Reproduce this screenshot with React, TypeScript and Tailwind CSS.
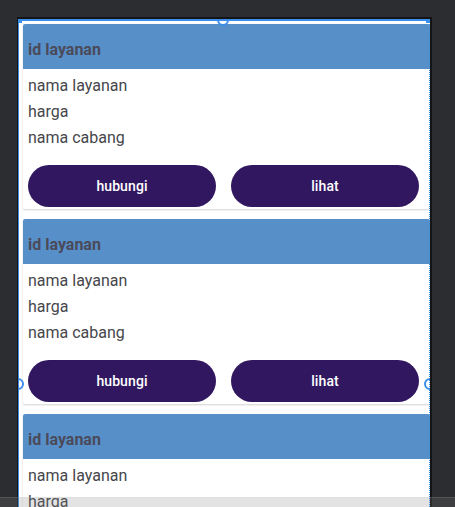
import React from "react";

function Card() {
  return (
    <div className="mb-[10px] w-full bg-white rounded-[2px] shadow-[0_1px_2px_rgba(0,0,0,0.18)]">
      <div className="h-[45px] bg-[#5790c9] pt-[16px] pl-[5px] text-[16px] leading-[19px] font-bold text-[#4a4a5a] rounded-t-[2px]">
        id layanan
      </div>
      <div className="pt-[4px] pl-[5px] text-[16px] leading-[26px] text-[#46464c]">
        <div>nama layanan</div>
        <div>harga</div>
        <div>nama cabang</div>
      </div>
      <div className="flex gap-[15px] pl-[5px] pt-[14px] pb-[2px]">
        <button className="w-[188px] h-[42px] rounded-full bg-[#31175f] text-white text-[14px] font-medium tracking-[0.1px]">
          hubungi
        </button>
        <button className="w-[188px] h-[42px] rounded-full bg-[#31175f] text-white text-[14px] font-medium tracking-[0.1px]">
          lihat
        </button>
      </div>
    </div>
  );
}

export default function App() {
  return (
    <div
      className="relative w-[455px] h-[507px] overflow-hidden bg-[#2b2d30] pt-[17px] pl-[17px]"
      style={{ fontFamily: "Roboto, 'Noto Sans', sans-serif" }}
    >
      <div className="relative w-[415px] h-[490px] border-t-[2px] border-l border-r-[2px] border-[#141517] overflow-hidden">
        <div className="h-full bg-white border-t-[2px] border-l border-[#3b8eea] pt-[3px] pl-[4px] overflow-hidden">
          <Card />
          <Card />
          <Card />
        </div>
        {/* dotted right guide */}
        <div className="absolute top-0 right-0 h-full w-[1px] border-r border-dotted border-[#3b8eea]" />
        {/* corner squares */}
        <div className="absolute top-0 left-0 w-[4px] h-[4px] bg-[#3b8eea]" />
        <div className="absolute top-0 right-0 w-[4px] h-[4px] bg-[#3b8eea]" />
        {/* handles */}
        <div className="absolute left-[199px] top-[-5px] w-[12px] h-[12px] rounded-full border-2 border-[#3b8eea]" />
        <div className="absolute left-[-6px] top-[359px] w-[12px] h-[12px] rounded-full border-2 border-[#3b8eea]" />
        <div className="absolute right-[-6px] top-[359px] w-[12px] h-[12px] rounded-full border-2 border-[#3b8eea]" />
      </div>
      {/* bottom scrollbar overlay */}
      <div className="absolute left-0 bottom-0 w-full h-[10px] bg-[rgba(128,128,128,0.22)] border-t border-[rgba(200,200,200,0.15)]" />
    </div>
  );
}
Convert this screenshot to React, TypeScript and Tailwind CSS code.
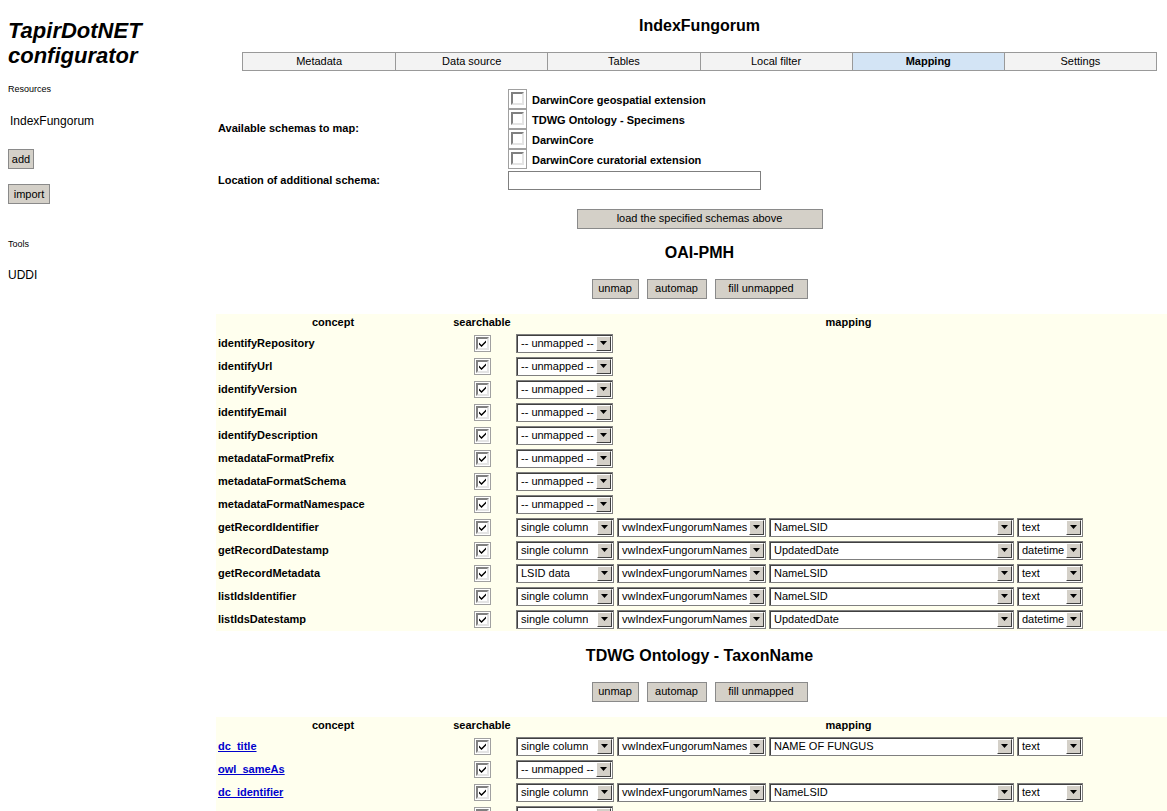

DO THIS: Transcribe the opening line of the listing above, please, and every line after it through the line with "import React from", word for word, without pictures.

RESULT:
Reproduce this screenshot with React, TypeScript and Tailwind CSS.
import React from "react";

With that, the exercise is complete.